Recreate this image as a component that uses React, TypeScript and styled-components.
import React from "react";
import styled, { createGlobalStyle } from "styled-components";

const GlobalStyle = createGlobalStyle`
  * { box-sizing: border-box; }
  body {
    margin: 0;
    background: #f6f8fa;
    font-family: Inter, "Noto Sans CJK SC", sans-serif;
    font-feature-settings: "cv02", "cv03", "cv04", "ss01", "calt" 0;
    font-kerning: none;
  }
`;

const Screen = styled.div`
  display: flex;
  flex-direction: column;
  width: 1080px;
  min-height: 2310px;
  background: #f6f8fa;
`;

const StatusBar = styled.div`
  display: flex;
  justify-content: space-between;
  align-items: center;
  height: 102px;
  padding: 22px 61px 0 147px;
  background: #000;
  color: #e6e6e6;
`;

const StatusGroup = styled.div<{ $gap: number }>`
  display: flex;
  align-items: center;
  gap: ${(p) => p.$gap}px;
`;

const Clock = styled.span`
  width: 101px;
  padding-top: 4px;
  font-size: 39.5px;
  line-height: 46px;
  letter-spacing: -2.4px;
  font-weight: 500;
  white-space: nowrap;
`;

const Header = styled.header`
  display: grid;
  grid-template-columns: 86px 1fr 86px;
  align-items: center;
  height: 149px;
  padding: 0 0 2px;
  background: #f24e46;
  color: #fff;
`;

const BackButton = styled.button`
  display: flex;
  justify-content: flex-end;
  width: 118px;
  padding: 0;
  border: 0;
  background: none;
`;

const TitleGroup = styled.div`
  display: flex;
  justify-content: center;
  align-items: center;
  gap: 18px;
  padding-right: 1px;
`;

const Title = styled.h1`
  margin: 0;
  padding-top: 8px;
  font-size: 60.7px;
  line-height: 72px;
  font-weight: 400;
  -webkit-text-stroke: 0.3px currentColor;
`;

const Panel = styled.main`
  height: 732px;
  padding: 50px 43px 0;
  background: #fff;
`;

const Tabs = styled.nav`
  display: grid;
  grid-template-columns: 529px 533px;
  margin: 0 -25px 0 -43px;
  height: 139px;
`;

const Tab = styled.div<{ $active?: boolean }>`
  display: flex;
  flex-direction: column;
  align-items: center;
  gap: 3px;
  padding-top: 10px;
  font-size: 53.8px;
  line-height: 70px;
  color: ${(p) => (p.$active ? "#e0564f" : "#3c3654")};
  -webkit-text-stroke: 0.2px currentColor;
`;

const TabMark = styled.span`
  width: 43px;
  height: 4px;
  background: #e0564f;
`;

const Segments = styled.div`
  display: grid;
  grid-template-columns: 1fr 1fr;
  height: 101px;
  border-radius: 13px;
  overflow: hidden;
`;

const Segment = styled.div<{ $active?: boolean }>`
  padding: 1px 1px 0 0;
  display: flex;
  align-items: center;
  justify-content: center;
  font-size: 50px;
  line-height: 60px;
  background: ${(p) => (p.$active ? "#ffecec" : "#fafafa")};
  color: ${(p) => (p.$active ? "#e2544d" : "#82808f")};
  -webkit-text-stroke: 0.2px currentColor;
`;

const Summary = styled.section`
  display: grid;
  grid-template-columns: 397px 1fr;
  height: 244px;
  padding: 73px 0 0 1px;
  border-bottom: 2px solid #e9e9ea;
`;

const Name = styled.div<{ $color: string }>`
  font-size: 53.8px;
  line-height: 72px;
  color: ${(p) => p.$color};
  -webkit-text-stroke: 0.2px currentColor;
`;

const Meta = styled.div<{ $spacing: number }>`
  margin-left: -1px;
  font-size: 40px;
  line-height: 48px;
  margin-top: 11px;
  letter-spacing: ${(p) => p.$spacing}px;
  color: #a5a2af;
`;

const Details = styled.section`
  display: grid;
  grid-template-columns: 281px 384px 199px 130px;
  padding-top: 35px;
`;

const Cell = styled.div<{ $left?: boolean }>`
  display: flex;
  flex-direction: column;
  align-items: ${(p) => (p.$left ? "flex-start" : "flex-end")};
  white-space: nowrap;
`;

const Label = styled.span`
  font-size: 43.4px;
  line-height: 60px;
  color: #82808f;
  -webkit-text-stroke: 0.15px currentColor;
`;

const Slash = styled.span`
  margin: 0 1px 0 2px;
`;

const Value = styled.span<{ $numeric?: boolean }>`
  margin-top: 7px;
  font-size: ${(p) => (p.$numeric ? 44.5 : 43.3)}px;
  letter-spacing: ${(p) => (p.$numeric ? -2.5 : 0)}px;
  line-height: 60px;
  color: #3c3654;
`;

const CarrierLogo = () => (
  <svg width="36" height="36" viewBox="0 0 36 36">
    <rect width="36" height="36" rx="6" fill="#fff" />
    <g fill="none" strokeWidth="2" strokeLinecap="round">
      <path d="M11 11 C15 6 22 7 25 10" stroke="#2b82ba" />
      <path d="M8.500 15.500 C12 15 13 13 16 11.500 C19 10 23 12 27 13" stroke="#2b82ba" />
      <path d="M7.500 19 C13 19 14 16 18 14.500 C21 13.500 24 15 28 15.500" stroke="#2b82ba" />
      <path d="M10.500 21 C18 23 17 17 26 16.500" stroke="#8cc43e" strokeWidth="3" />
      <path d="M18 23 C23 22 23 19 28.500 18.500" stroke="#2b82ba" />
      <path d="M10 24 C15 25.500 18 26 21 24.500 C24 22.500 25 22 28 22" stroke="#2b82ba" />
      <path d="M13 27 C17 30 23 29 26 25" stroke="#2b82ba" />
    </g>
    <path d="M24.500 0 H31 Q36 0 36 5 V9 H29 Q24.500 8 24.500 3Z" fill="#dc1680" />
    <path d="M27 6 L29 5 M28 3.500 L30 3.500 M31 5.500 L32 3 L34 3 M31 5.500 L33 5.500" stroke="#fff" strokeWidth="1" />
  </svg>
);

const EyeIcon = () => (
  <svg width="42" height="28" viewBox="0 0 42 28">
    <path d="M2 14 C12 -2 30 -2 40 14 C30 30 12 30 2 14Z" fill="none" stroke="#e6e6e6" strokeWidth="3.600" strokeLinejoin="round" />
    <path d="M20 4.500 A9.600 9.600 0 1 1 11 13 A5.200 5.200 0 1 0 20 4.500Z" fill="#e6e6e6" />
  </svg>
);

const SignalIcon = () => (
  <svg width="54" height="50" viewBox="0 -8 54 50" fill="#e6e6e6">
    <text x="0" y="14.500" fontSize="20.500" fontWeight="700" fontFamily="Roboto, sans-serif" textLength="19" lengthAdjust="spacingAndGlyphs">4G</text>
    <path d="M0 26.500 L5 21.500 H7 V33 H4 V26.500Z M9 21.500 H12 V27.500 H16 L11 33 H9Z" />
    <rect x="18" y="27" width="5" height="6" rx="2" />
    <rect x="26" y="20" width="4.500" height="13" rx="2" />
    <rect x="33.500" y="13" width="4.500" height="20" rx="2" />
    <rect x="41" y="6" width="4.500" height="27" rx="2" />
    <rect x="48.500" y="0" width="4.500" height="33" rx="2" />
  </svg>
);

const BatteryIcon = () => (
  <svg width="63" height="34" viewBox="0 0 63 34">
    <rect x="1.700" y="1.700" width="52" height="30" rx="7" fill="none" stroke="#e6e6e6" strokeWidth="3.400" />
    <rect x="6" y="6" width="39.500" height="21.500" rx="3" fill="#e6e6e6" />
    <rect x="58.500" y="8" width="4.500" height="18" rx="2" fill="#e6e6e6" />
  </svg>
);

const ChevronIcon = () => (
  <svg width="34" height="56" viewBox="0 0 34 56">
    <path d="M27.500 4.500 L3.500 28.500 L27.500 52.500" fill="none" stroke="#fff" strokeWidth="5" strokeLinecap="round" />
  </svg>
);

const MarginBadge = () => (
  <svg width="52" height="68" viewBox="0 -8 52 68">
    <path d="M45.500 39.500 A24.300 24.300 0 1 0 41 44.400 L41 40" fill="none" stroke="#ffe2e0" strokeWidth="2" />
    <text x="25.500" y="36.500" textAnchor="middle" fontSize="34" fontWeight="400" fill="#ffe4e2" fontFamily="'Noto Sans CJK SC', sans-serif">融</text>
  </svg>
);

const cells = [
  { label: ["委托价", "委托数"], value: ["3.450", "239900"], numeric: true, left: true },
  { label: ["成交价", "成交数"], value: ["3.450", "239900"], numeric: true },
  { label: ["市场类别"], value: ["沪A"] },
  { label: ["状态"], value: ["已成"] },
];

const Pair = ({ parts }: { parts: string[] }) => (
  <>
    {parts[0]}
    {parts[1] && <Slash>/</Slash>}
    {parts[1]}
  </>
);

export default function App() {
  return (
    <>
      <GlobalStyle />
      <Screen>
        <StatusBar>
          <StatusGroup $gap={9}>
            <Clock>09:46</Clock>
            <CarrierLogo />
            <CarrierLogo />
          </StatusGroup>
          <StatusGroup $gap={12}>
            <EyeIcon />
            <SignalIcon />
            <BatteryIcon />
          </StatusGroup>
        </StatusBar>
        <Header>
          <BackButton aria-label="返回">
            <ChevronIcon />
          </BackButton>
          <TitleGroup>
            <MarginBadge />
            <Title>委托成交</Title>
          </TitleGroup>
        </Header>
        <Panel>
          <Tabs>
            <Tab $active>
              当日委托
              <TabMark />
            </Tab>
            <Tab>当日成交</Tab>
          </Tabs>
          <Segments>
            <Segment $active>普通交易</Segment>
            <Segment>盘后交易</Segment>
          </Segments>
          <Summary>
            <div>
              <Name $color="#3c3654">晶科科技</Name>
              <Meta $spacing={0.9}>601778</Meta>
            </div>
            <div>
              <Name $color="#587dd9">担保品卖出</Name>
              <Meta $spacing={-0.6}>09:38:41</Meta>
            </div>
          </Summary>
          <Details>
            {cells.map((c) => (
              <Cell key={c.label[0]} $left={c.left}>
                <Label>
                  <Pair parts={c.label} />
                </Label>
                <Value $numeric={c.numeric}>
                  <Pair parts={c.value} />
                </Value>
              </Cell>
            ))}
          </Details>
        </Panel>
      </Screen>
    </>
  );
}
════════════════
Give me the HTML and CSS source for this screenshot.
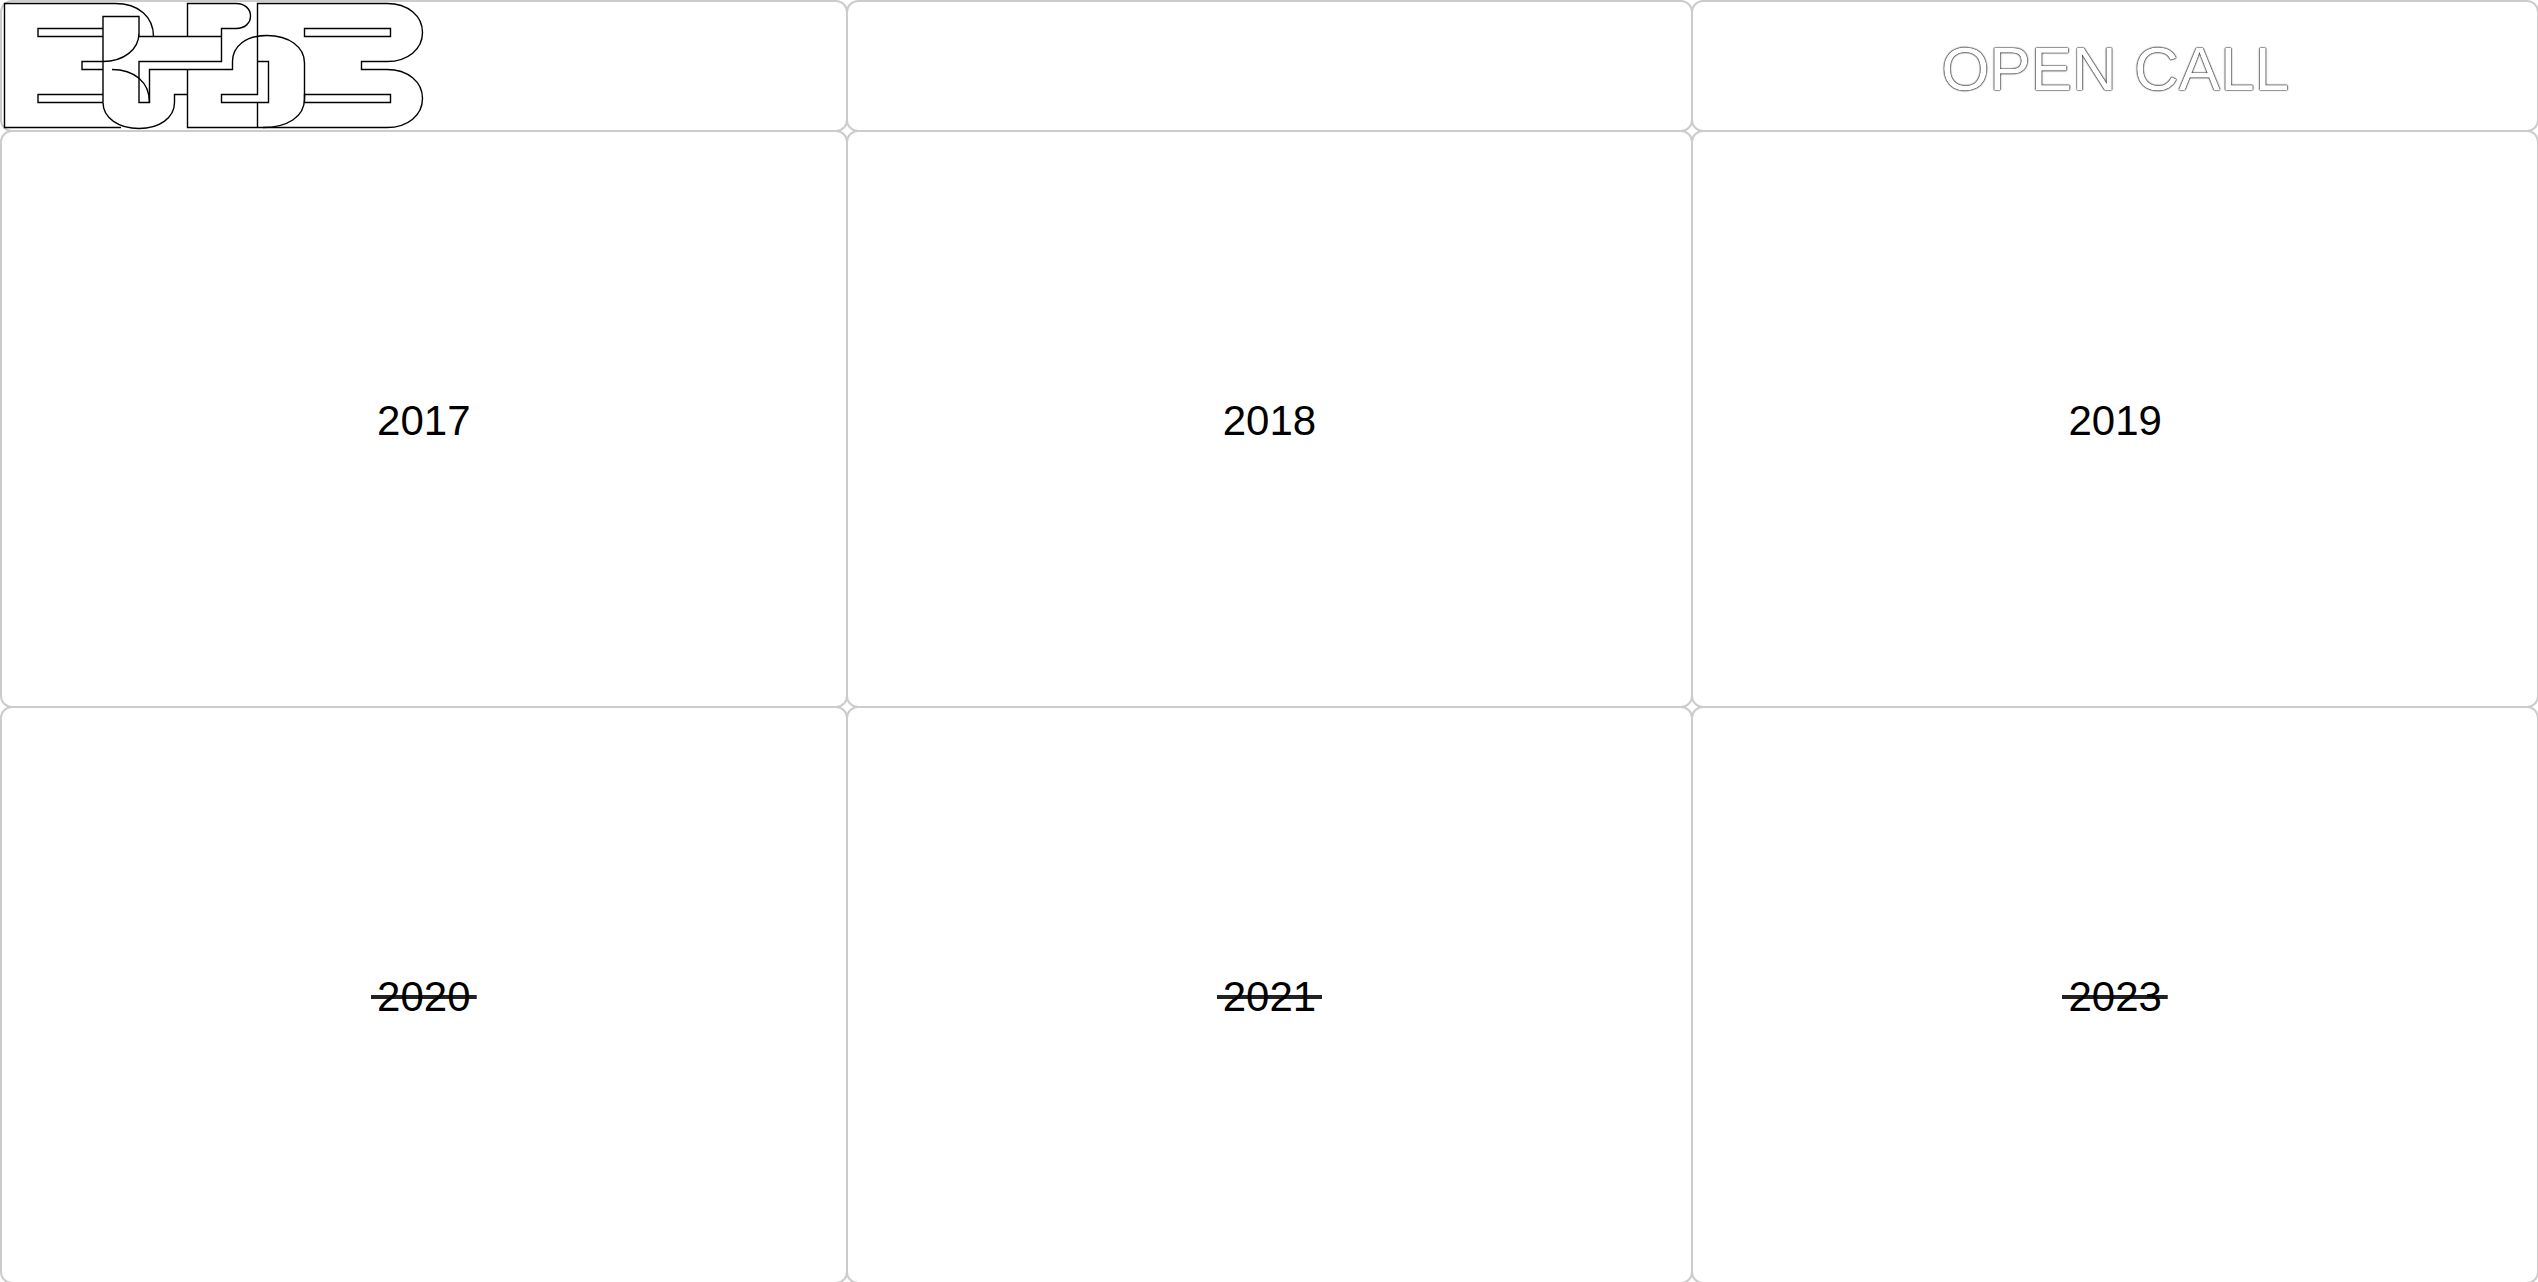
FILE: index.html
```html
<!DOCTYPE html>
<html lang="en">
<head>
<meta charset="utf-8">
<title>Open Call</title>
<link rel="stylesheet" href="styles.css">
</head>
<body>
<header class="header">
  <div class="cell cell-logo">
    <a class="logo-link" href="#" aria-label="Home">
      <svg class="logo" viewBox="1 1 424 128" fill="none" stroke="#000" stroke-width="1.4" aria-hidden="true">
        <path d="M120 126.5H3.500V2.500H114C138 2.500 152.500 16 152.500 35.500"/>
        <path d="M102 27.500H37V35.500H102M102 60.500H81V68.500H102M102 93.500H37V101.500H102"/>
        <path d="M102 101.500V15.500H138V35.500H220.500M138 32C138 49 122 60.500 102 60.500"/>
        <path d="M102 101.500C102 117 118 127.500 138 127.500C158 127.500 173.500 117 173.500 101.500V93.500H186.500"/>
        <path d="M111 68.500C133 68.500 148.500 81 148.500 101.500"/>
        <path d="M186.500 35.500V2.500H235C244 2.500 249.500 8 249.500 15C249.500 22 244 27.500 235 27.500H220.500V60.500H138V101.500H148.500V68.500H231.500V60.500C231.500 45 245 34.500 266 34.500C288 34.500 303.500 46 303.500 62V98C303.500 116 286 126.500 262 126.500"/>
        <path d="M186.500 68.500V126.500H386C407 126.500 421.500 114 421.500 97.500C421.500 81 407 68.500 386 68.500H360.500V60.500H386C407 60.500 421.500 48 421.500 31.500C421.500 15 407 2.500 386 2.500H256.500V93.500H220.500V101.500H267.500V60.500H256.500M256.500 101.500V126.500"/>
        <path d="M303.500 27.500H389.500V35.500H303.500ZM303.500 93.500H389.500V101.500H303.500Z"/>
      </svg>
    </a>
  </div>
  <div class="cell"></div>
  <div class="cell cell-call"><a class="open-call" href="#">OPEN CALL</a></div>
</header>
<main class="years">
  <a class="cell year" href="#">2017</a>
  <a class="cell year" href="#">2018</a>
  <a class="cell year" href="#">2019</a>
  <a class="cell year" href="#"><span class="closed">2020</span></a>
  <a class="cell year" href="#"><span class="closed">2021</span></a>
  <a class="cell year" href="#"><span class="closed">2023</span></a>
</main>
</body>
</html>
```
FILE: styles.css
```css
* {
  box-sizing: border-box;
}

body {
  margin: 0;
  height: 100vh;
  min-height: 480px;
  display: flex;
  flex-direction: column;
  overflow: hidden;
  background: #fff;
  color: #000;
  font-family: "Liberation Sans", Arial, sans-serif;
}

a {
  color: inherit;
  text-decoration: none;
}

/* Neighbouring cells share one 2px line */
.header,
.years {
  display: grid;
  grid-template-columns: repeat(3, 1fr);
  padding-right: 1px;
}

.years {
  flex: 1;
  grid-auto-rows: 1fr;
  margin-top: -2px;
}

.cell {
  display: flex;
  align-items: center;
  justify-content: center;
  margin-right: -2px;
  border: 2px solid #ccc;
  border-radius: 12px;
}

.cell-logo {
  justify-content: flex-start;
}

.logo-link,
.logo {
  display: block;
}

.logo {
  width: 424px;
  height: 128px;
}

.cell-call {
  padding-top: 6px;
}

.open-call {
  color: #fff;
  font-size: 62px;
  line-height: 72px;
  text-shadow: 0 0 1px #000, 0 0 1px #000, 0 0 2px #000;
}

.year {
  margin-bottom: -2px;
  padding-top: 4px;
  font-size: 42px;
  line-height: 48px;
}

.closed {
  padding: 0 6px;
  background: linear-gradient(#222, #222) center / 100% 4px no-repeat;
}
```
════════════════
### [What to produce]
Copy all lines of the listing above that contain the string "React".

### [Task result]
Recreate this image as a component that uses React, TypeScript and styled-components.
import React from "react";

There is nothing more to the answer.